Follow these suggested steps to iterate your training for head-to-head racing:

  1. In Garage of the AWS DeepRacer console, build a new training agent configured with both stereo cameras and a LiDAR unit. It is possible to train a relatively good model using only stereo camera against bot vehicles. LiDAR helps reduce blind spots when the agent changes lanes. Do not set the top speed too high. A good starting point is 1 m/s.

  2. To train for head-to-head racing against bot vehicles, start with two bot vehicles. Set the bot's moving speed lower than your agent’s top speed (e.g. 0.5 m/s if the agent's top speed is 1 m/s). Disable the lane-changing option, and then choose the training agent you just created. Use one of the reward function examples or make minimally necessary modifications, and then train for 3 hours. Use the track that you will be racing on, or a track that closely resembles that track. The 2019 Championship Cup track is a simple track, which makes it a good choice for summit race preparation. After the training is complete, evaluate the trained model on the same track.

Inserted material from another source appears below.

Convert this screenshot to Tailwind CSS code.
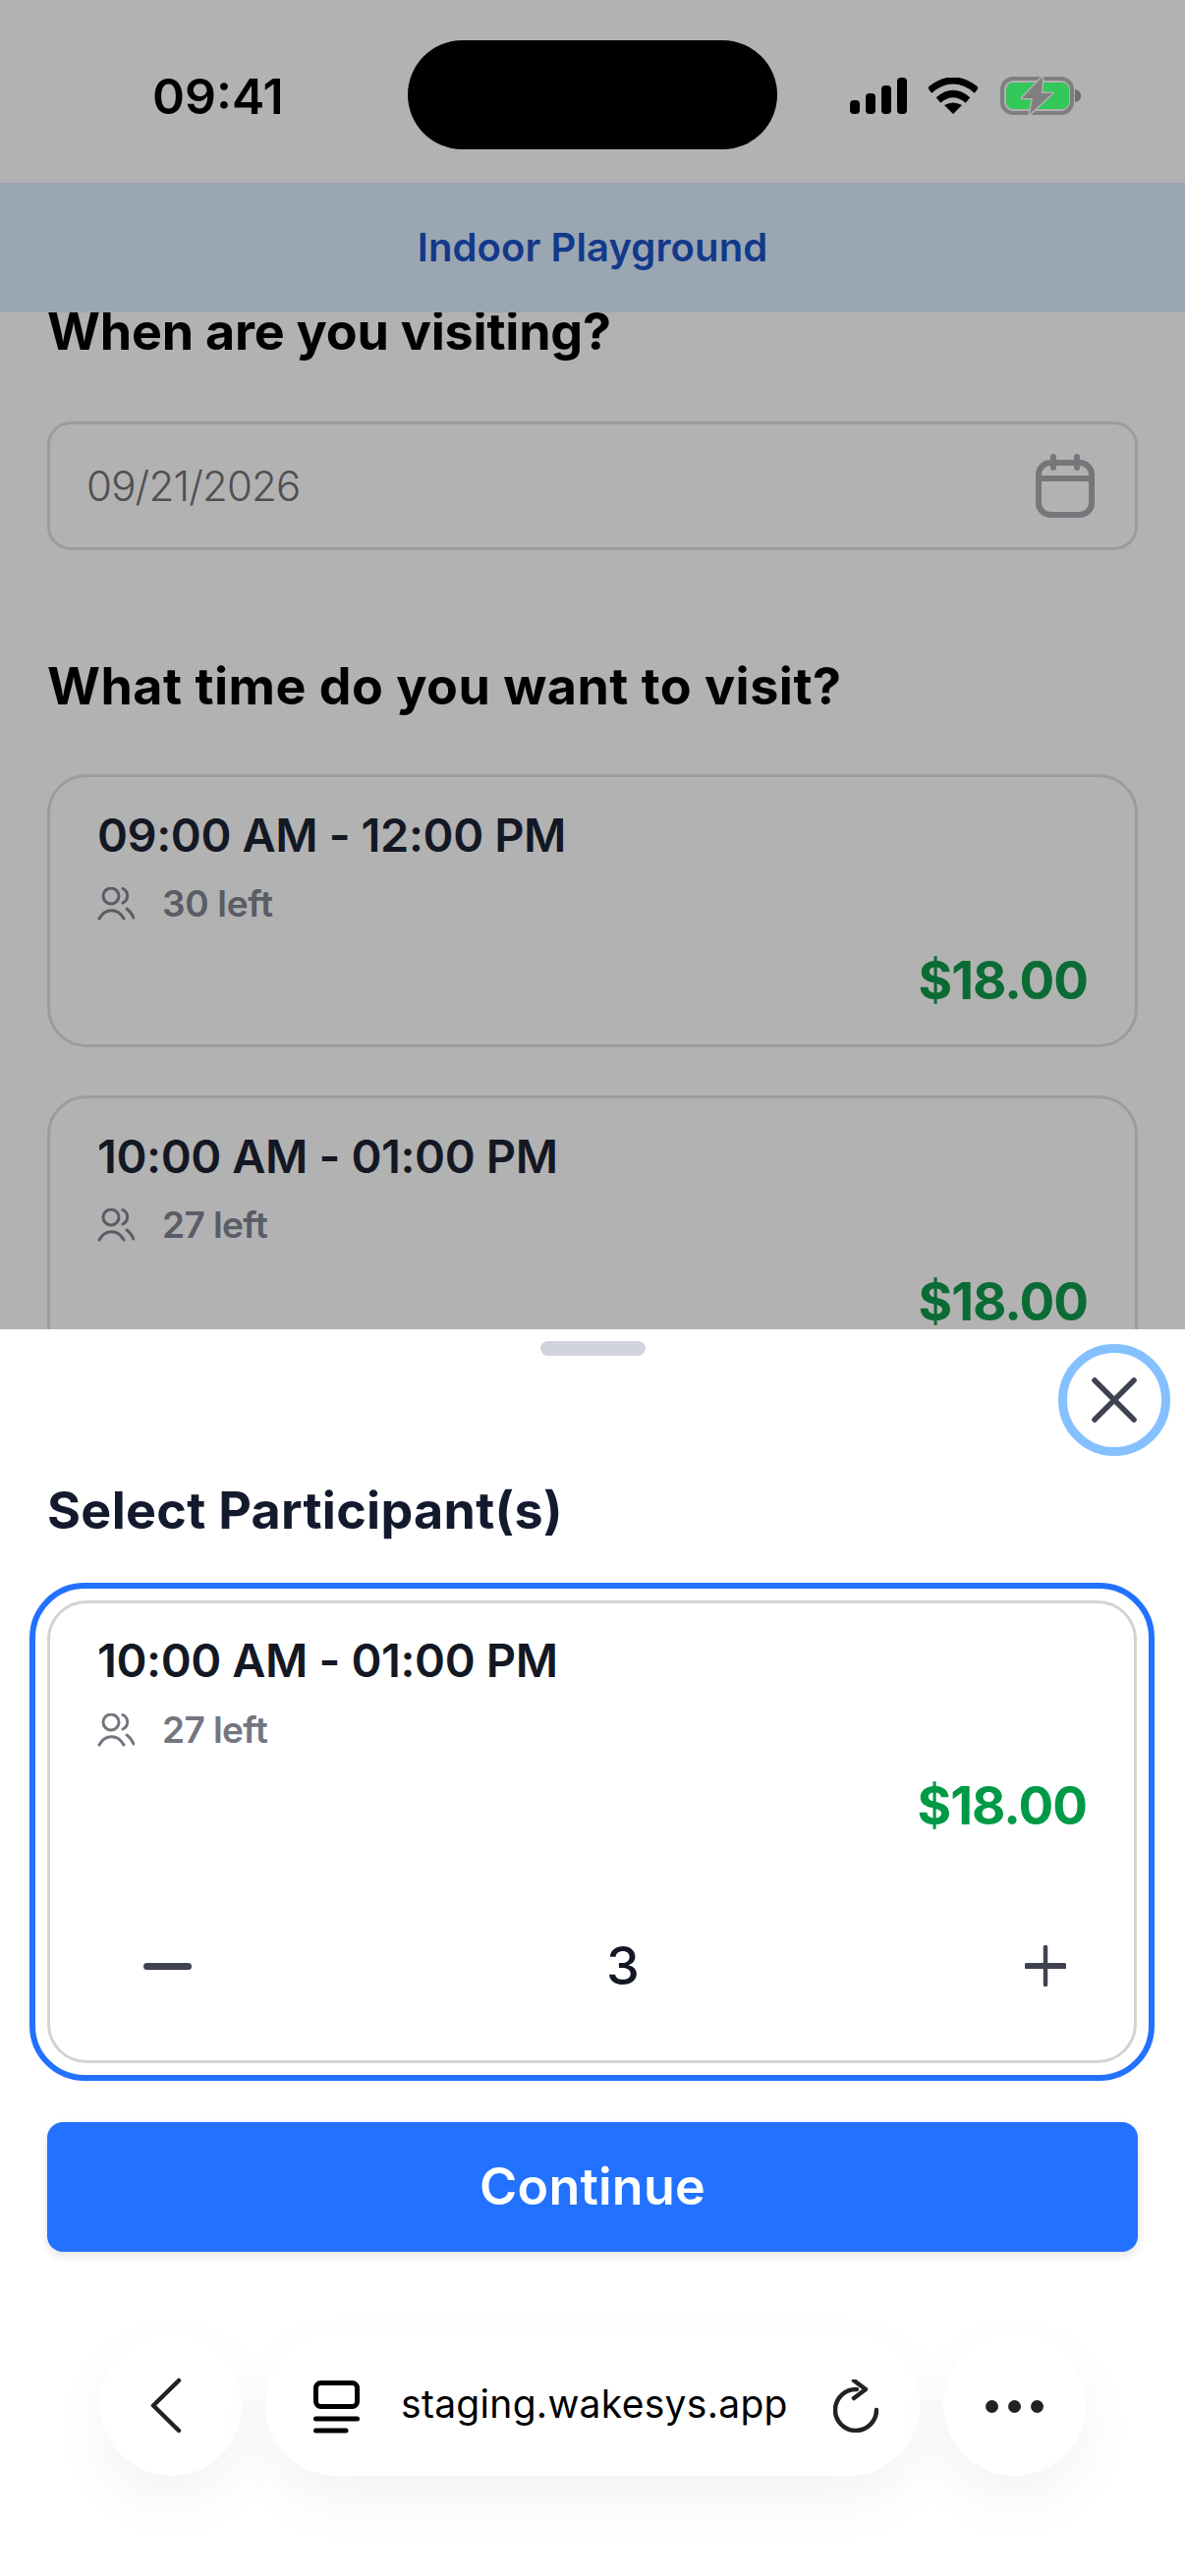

  3. For more challenging tasks, clone your trained model for a second head-to-head racing model. Proceed to either experiment with more bot vehicles or enable lane-changing options. Start with slow lane-changing operations at random intervals longer than 2 seconds. You may also want to experiment with custom reward functions. In general, your custom reward function logic can be similar to those for obstacle avoidance, if you don't take into consideration a balance between surpassing other vehicles and staying on track. Depends on how good your previous model is, you may need to train another 3 to 6 hours. Evaluate your models and see how the model performs.